As leaders in the USC Jewish community, Miller and Cohn view the importance of the DOE investigation in different ways. Miller said he believes it’s “incredibly meaningful and impactful” for the investigation to be launched.
“Far too long, there’s been real claims of antisemitism occurring that hasn’t been given the weight that it deserves,” Miller said. “By having an actual investigation by the U.S. government into the situation, people will start to really see the seriousness and the reality of the situation that USC students are facing. By this situation being given the weight it deserves, people will start to be more mindful.”
Cohn said he believes that the probe’s impact will be less drastic. He said that although antisemitism is a problem that requires constant effort to address, in the two years since the Louis Brandeis complaint was filed, much progress has been made to address the issue in partnership with the University.
“We’ve come a long way in the period since these events took place,” Cohn said. “I have a great deal of confidence that we’ll continue on that path. And I don’t know that the complaint does more than provide some additional motivation for us to continue on the path that we’re already on.”
Miller and Cohn both said they believe the University has taken many strides in supporting an inclusive environment and combatting antisemitism on campus since the escalation of antisemitic harassment on campus in 2020.

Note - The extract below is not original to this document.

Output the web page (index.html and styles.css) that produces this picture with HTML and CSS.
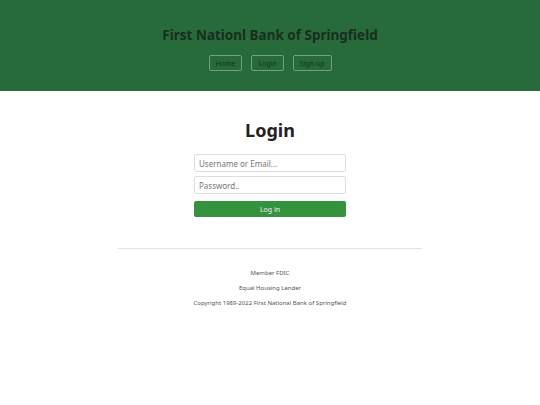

“When everything was happening with [Ritch], I personally believe that the University should have stepped in a lot sooner than it did, and that it never should have escalated to the point where [Ritch] needed to resign from the position. But I do want to point out now the progress that the University has made in response to addressing antisemitism,” Miller said.
Miller is currently involved in the President’s Advisory Committee on Jewish Life at USC, which was created at the start of the Spring 2022 semester as part of University efforts to systematically fight antisemitism. The committee has convened multiple times throughout the semester and is currently presenting its proposals to the University, according to Miller.
In addition to convening the Advisory Committee on Jewish Life, the University has developed partnerships with organizations such as the Anti-Defamation League, the Jewish Federation and the American Jewish Committee, expanded the Stronger Than Hate initiative at the USC Shoah Foundation and sent senior leaders to attend the President’s Summit on Campus Antisemitism at NYU.
“USC is proud of its culture of inclusivity for all students, including members of our Jewish community,” the University wrote in a statement about the investigation to the Daily Trojan. “USC over the last two years has made a number of commitments to combat antisemitism and anti-Jewish hatred. We are continuing to take these steps to further build on the welcoming environment we have created for our Jewish community. We look forward to addressing any concerns or questions by the U.S. Department of Education regarding this matter.”
Dov Wagner, director of the Chabad Jewish Center at USC, is part of the Advisory Committee on Jewish Life. He said one issue the committee has focused on is ensuring there is a functioning system to appropriately address threatening statements and harassment online and “determine when things cross the line from political disagreements to exclusionary and essentially antisemitic rhetoric.”
“While it is important to address these questions of darkness, of hatred, our main focus should always be on spreading light, on positivity,” Wagner said. “I prefer to use this type of circumstance as a chance to really dig deeper into what we can do to create the type of interactions with those around us of all backgrounds, to make sure they live up to standards of what we’d like to see, of what our highest ideals are.”